Friday, February 1, 2008
Dublin: 100% Irish
Wild Wicklow Tour guides are "100% Irish", according to their brochure. This had nothing to do with my choice to choose them, but in hindsight perhaps it should have been enough to turn me away. In doing so I could have made a principled stand against discrimination (non-Irish need not apply) and against pandering to the childish expectations of adults. Instead I booked one of their bus tours through the Wicklow Mountains south of Dublin. Figured it would be stupid to a let little thing like that keep me from the Irish countryside.
I got an Irishman as promised, only my Irishman didn't tell charming stories or dance jigs. My Irishman was a tired, weathered, old man who'd been doing this way too long. I kinda felt bad for the guy (He wasn't well either; he kept on turning his microphone off to protect our ears from his hacking cough.) The real problem was that he was a lousy, uninspired guide. His schpiel sounded like the summary of the summary of somebody else's vague sparknotes. "These are the Wicklow Mountains. If you look out your left you'll see the rolling hills of Ireland, where Irish people have lived for generations. Generations have farmed here, raised their families here and been buried here. My own pa' (he laid it on when he wanted to) was born in the town right there in the valley, which is also where Braveheart was filmed." I did not know this, but apparently Braveheart was filmed in every valley in south-eastern Ireland.
Snaking through the peat bogs, our Irishman got to talking about the Irish potato famine. "They were hard times for Irishmen and women because there wasn't any food. Some survived, but many didn't. Some found work, but many withered away from hunger. Some left, but many were stuck here. Over 50 million Irishmen left. Another 50 million stayed. Of those, almost 60 million died or left, but many didn't. And all along the English did nothing, nothing at all to help the starving, leaving, multiplying Irishman. And Braveheart was filmed in the valley to your left."
Here's the thing. Wicklow Tours only boasts about the 100% Irish thing because they think tourists will be disappointed if they go to Ireland and get a Polish tourguide who's been living in Ireland for four years, no matter how knowledgeable and energetic he or she is.

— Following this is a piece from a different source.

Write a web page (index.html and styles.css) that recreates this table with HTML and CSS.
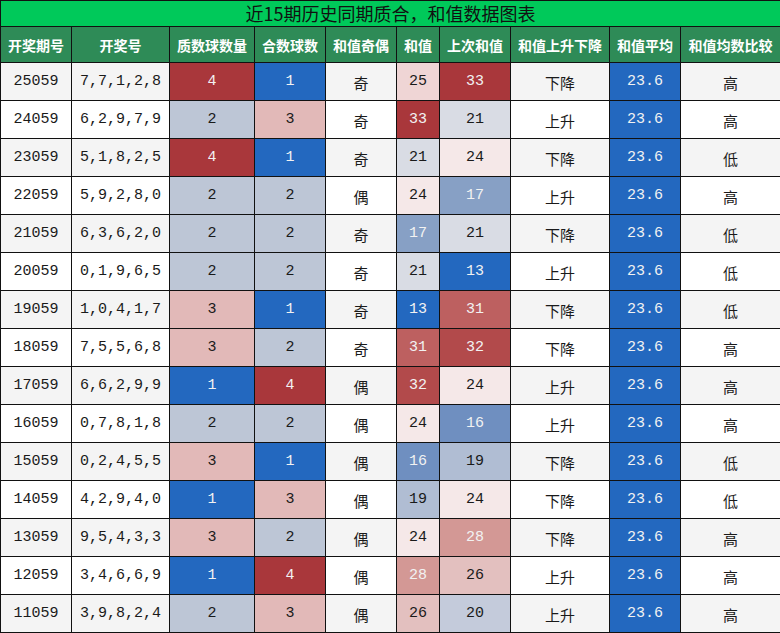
FILE: index.html
```html
<!DOCTYPE html>
<html lang="zh">
<head>
<meta charset="utf-8">
<title>近15期历史同期质合，和值数据图表</title>
<link rel="stylesheet" href="styles.css">
</head>
<body>
<table class="chart">
<colgroup>
<col class="c1"><col class="c2"><col class="c3"><col class="c4"><col class="c5"><col class="c6"><col class="c7"><col class="c8"><col class="c9"><col class="c10">
</colgroup>
<thead>
<tr class="title-row"><th colspan="10" class="title">近15期历史同期质合，和值数据图表</th></tr>
<tr class="head-row"><th>开奖期号</th><th>开奖号</th><th>质数球数量</th><th>合数球数</th><th>和值奇偶</th><th>和值</th><th>上次和值</th><th>和值上升下降</th><th>和值平均</th><th>和值均数比较</th></tr>
</thead>
<tbody>
<tr class="odd"><td>25059</td><td>7,7,1,2,8</td><td class="n4">4</td><td class="n1">1</td><td class="cjk">奇</td><td class="s25">25</td><td class="s33">33</td><td class="cjk">下降</td><td class="avg">23.6</td><td class="cjk">高</td></tr>
<tr class="even"><td>24059</td><td>6,2,9,7,9</td><td class="n2">2</td><td class="n3">3</td><td class="cjk">奇</td><td class="s33">33</td><td class="s21">21</td><td class="cjk">上升</td><td class="avg">23.6</td><td class="cjk">高</td></tr>
<tr class="odd"><td>23059</td><td>5,1,8,2,5</td><td class="n4">4</td><td class="n1">1</td><td class="cjk">奇</td><td class="s21">21</td><td class="s24">24</td><td class="cjk">下降</td><td class="avg">23.6</td><td class="cjk">低</td></tr>
<tr class="even"><td>22059</td><td>5,9,2,8,0</td><td class="n2">2</td><td class="n2">2</td><td class="cjk">偶</td><td class="s24">24</td><td class="s17">17</td><td class="cjk">上升</td><td class="avg">23.6</td><td class="cjk">高</td></tr>
<tr class="odd"><td>21059</td><td>6,3,6,2,0</td><td class="n2">2</td><td class="n2">2</td><td class="cjk">奇</td><td class="s17">17</td><td class="s21">21</td><td class="cjk">下降</td><td class="avg">23.6</td><td class="cjk">低</td></tr>
<tr class="even"><td>20059</td><td>0,1,9,6,5</td><td class="n2">2</td><td class="n2">2</td><td class="cjk">奇</td><td class="s21">21</td><td class="s13">13</td><td class="cjk">上升</td><td class="avg">23.6</td><td class="cjk">低</td></tr>
<tr class="odd"><td>19059</td><td>1,0,4,1,7</td><td class="n3">3</td><td class="n1">1</td><td class="cjk">奇</td><td class="s13">13</td><td class="s31">31</td><td class="cjk">下降</td><td class="avg">23.6</td><td class="cjk">低</td></tr>
<tr class="even"><td>18059</td><td>7,5,5,6,8</td><td class="n3">3</td><td class="n2">2</td><td class="cjk">奇</td><td class="s31">31</td><td class="s32">32</td><td class="cjk">下降</td><td class="avg">23.6</td><td class="cjk">高</td></tr>
<tr class="odd"><td>17059</td><td>6,6,2,9,9</td><td class="n1">1</td><td class="n4">4</td><td class="cjk">偶</td><td class="s32">32</td><td class="s24">24</td><td class="cjk">上升</td><td class="avg">23.6</td><td class="cjk">高</td></tr>
<tr class="even"><td>16059</td><td>0,7,8,1,8</td><td class="n2">2</td><td class="n2">2</td><td class="cjk">偶</td><td class="s24">24</td><td class="s16">16</td><td class="cjk">上升</td><td class="avg">23.6</td><td class="cjk">高</td></tr>
<tr class="odd"><td>15059</td><td>0,2,4,5,5</td><td class="n3">3</td><td class="n1">1</td><td class="cjk">偶</td><td class="s16">16</td><td class="s19">19</td><td class="cjk">下降</td><td class="avg">23.6</td><td class="cjk">低</td></tr>
<tr class="even"><td>14059</td><td>4,2,9,4,0</td><td class="n1">1</td><td class="n3">3</td><td class="cjk">偶</td><td class="s19">19</td><td class="s24">24</td><td class="cjk">下降</td><td class="avg">23.6</td><td class="cjk">低</td></tr>
<tr class="odd"><td>13059</td><td>9,5,4,3,3</td><td class="n3">3</td><td class="n2">2</td><td class="cjk">偶</td><td class="s24">24</td><td class="s28">28</td><td class="cjk">下降</td><td class="avg">23.6</td><td class="cjk">高</td></tr>
<tr class="even"><td>12059</td><td>3,4,6,6,9</td><td class="n1">1</td><td class="n4">4</td><td class="cjk">偶</td><td class="s28">28</td><td class="s26">26</td><td class="cjk">上升</td><td class="avg">23.6</td><td class="cjk">高</td></tr>
<tr class="odd"><td>11059</td><td>3,9,8,2,4</td><td class="n2">2</td><td class="n3">3</td><td class="cjk">偶</td><td class="s26">26</td><td class="s20">20</td><td class="cjk">上升</td><td class="avg">23.6</td><td class="cjk">高</td></tr>
</tbody>
</table>
</body>
</html>
```

FILE: styles.css
```css
html, body {
  margin: 0;
  padding: 0;
  background: #ffffff;
}

.chart {
  width: 780px;
  border-collapse: collapse;
  table-layout: fixed;
  font-family: "Liberation Mono", "Noto Sans CJK SC", monospace;
  font-size: 15px;
  line-height: 18px;
  color: #1a1a1a;
}

.c1 { width: 71px; }
.c2 { width: 98px; }
.c3 { width: 85px; }
.c4 { width: 71px; }
.c5 { width: 71px; }
.c6 { width: 43px; }
.c7 { width: 71px; }
.c8 { width: 99px; }
.c9 { width: 71px; }
.c10 { width: 100px; }

.chart th,
.chart td {
  border: 1px solid #111111;
  padding: 0;
  text-align: center;
  white-space: nowrap;
  overflow: hidden;
}

.title {
  height: 25px;
  background: #00c95a;
  color: #111111;
  font-family: "Noto Sans CJK SC", sans-serif;
  font-size: 18px;
  font-weight: normal;
  line-height: 25px;
}

.head-row th {
  height: 35px;
  background: #2e8b57;
  color: #ffffff;
  font-family: "Noto Sans CJK SC", sans-serif;
  font-size: 14px;
  line-height: 18px;
  font-weight: bold;
}

.chart tbody tr {
  height: 38px;
}

.chart td {
  height: 37px;
  box-sizing: border-box;
}

.odd td { background: #f4f4f4; }
.even td { background: #ffffff; }

.chart td.cjk {
  font-family: "Noto Sans CJK SC", sans-serif;
  padding-top: 3px;
}

/* count colours */
.chart td.n1 { background: #2368bf; color: #f2f2f2; }
.chart td.n2 { background: #bdc6d6; color: #1a1a1a; }
.chart td.n3 { background: #e2b9b8; color: #1a1a1a; }
.chart td.n4 { background: #a9373b; color: #f2f2f2; }

.chart td.avg { background: #2368bf; color: #f2f2f2; }

/* sum colours */
.chart td.s13 { background: #2368bf; color: #f2f2f2; }
.chart td.s16 { background: #6f8fc0; color: #f2f2f2; }
.chart td.s17 { background: #87a0c5; color: #f2f2f2; }
.chart td.s19 { background: #b0bdd3; color: #1a1a1a; }
.chart td.s20 { background: #c4cbdb; color: #1a1a1a; }
.chart td.s21 { background: #d9dce4; color: #1a1a1a; }
.chart td.s24 { background: #f5e8e8; color: #1a1a1a; }
.chart td.s25 { background: #efd5d5; color: #1a1a1a; }
.chart td.s26 { background: #e3c0bf; color: #1a1a1a; }
.chart td.s28 { background: #d39895; color: #f2f2f2; }
.chart td.s31 { background: #bd6060; color: #f2f2f2; }
.chart td.s32 { background: #b24a4b; color: #f2f2f2; }
.chart td.s33 { background: #a9373b; color: #f2f2f2; }
```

The problem is Ireland, and especially Dublin, is not the "Irish" country tourists are expecting; I'd say half the people I interacted with--shopkeepers, waiters, museum guides, etc.--where foreign born. I stayed at a hostel in the Chinese section of town, ate Chinese every night, read Irish-Russian papers. So who's gotta give? The tourism industry (by tearing down fanciful images) or the tourists? It's got to be the latter, right (tourism has to make money), but then what do you do about the discrimination of a thing like '100% Irish?' How do you try to integrate foreigners into a culture, then sell the country to tourists as though you were ashamed of them? (Come to think of it, as far as the US is imagined as a nation of immigrants it may avoid this more than any other country.)
It looks like this question is going to be even more relevant when the Republic of Ireland rolls out its new publicity campaign "Ireland: an island of unique character and characters" (visitors were reported let down by the old promise of pristine natural environments). An "Irish character" is the guy I thought my tour guide would be, right? Red hair, freckles, Guinness in one hand, pot of gold in the other? So the problem persists.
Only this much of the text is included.